John wasn’t just bored; he didn’t want to quit writing because his hand hurt. He felt incomplete without the presence of other Christians. This is a deep theological truth that gripped the 20th century German theologian Dietrich Bonhoeffer. As Hitler rose to power and Nazism threatened the church, Dietrich Bonhoeffer was overseeing an illegal seminary. In this context of close but imperiled Christian community he wrote that“The believer feels no shame, as though he were still living too much in the flesh, when he yearns for the physical presence of other Christians. Man was created a body, the Son of God appeared on earth in the body, he was raised in the body … and in the resurrection of the dead will bring about the perfected fellowship of God’s spiritual-physical creatures.”[ii]
If our recent experience of isolation has taught us to desire and practice more and deeper fellowship we will be better for it.
How Do We Practice the Grace of Presence?
How should we respond to the apostle John’s subtle hint that face to face fellowship is essential to human flourishing?
Praise God for the Gift of Presence
John, distant from a church he loved, sensed the gift of presence. Listen to Bonhoeffer elaborate on John’s sentiment. “It is by the grace of God that a congregation is permitted to gather visibly in this world … Not all Christians receive this blessing. The imprisoned, the sick, the scattered lonely, the proclaimers of the Gospel in heathen lands stand alone. They know that visible fellowship is a blessing.”[iii]
Through the gift of human companionship we can come to better treasure God. Human gatherings illustrate the incarnation of Jesus as the gift of God’s presence. God spoke with Moses “mouth to mouth” (Num. 12:8). He desires no less intimacy with us today. In Christ God revealed his heart for intimate friendship. Jesus touched the sick. He placed loving hands on children. He embraced his disciples. He shared meals. The Christian religion is more—but not less—than affirming truth written on a page; it is about coming mouth to mouth with God through his incarnate Son.
Practice Presence with Other Believers
Let me make three concrete suggestions to help us do this.
First, use your presence well. Like John, Paul wanted desperately to see the faces of God’s children. Why? “That we may … perfect what is lacking in your faith” (1 Thess. 3:10; cf. Rom. 1:11–12). We shouldn’t use physical presence simply to scratch an itch but to deliberately build each other up.
Second, pursue the lonely. The social isolation we have experienced is the unrelenting norm for many lonely people. Paul, in prison, wrote, “How greatly I long for you all with the affection of Jesus Christ” (Phil. 1:8). He was “greatly desiring to see” his friends that he might be filled with joy (2 Tim. 1:4). He wasn’t being poetic. He was lonely. Can you think of a few lonely people with whom you could become more present?

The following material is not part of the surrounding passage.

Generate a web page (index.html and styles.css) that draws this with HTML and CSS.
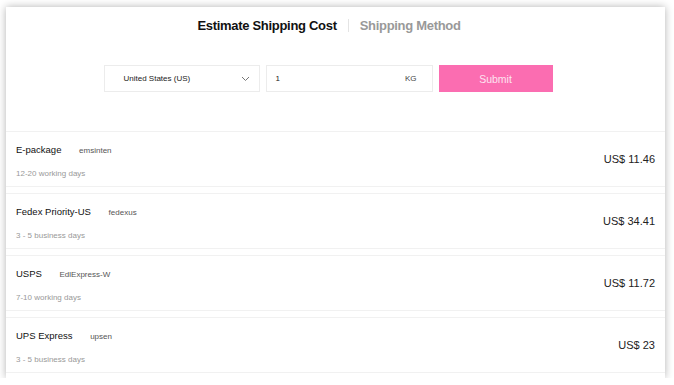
FILE: index.html
```html
<!DOCTYPE html>
<html lang="en">
<head>
    <meta charset="UTF-8">
    <title>Estimate Shipping Cost</title>
    <link rel="stylesheet" href="styles.css">
</head>
<body>
    <div class="card">
        <div class="tabs">
            <span class="tab active">Estimate Shipping Cost</span>
            <span class="tab-sep"></span>
            <span class="tab">Shipping Method</span>
        </div>

        <div class="form">
            <div class="select">
                <span>United States (US)</span>
                <svg class="chevron" width="9" height="6" viewBox="0 0 9 6">
                    <path d="M1 1l3.5 3.5L8 1" fill="none" stroke="#777" stroke-width="1"/>
                </svg>
            </div>
            <div class="weight">
                <span>1</span>
                <span class="unit">KG</span>
            </div>
            <button class="submit">Submit</button>
        </div>

        <div class="methods">
            <div class="method">
                <div class="info">
                    <div class="name">E-package <span class="code">emsinten</span></div>
                    <div class="days">12-20 working days</div>
                </div>
                <div class="price">US$ 11.46</div>
            </div>
            <div class="method">
                <div class="info">
                    <div class="name">Fedex Priority-US <span class="code">fedexus</span></div>
                    <div class="days">3 - 5 business days</div>
                </div>
                <div class="price">US$ 34.41</div>
            </div>
            <div class="method">
                <div class="info">
                    <div class="name">USPS <span class="code">EdlExpress-W</span></div>
                    <div class="days">7-10 working days</div>
                </div>
                <div class="price">US$ 11.72</div>
            </div>
            <div class="method">
                <div class="info">
                    <div class="name">UPS Express <span class="code">upsen</span></div>
                    <div class="days">3 - 5 business days</div>
                </div>
                <div class="price">US$ 23</div>
            </div>
        </div>
    </div>
</body>
</html>
```

FILE: styles.css
```css
body {
    font-family: "Liberation Sans", Arial, sans-serif;
    margin: 0;
    padding: 7px 9px 0 6px;
    background-color: #fff;
    color: #222;
}

.card {
    height: 371px;
    background: #fff;
    box-shadow: 0 0 8px rgba(0, 0, 0, 0.3);
    overflow: hidden;
}

.tabs {
    display: flex;
    justify-content: center;
    align-items: center;
    padding-top: 10px;
    height: 16px;
    padding-right: 13px;
}

.tab {
    font-size: 13px;
    font-weight: bold;
    color: #999;
    letter-spacing: -0.3px;
}

.tab.active {
    color: #111;
}

.tab-sep {
    width: 1px;
    height: 13px;
    background: #e4e4e4;
    margin: 0 11px 0 11px;
}

.form {
    display: flex;
    justify-content: center;
    gap: 6px;
    margin-top: 32px;
    padding-right: 15px;
}

.select,
.weight {
    height: 27px;
    border: 1px solid #ececec;
    box-sizing: border-box;
    display: flex;
    align-items: center;
    font-size: 8px;
    color: #222;
}

.select {
    width: 156px;
    padding: 0 9px 0 19px;
    justify-content: space-between;
}

.weight {
    width: 167px;
    padding: 0 15px 0 9px;
    justify-content: space-between;
}

.unit {
    color: #444;
}

.submit {
    width: 114px;
    height: 27px;
    border: none;
    background-color: #fb6db1;
    color: #fde4f0;
    font-family: inherit;
    font-size: 10.5px;
    padding: 0;
}

.methods {
    margin-top: 39px;
    display: flex;
    flex-direction: column;
    gap: 6px;
}

.method {
    height: 56px;
    box-sizing: border-box;
    border-top: 1px solid #f1f1f1;
    border-bottom: 1px solid #f1f1f1;
    display: flex;
    justify-content: space-between;
    align-items: center;
    padding: 0 10px 0 10px;
}

.name {
    font-size: 9.5px;
    color: #111;
    margin-top: 4px;
}

.code {
    font-size: 8px;
    color: #555;
    margin-left: 15px;
}

.days {
    font-size: 8px;
    color: #999;
    margin-top: 14px;
}

.price {
    font-size: 11px;
    color: #222;
}
```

Third, be physical. The biblical greeting of a holy kiss can be contextualized; hugs and handshakes are fair approximations. But whatever our cultural norms for touch Scripture assumes that believers meeting each other will practice appropriate physical affirmation. The story of Paul’s farewell to the Ephesians is truncated without the report that, “they embraced Paul and kissed him” (Acts 20:37).
Preview Heavenly Fellowship
All communion is imperfect this side of glory. We are meant to groan, yearn for, desire, and imagine deeper fellowship. As God grants it he opens a window to glory. Let’s never again take for granted our need for personal contact. And let’s use our present longings for and experiences of restored fellowship with each other to whet our appetite for eternal togetherness with God and the saints.
[i] Dietrich Bonhoeffer, Life Together: A Discussion of Christian Fellowship (New York: HarperCollins Publishers, 1954), 19.
[ii] Bonhoeffer, Life Together, 19–20.
[iii] Bonhoeffer, Life Together, 18–19.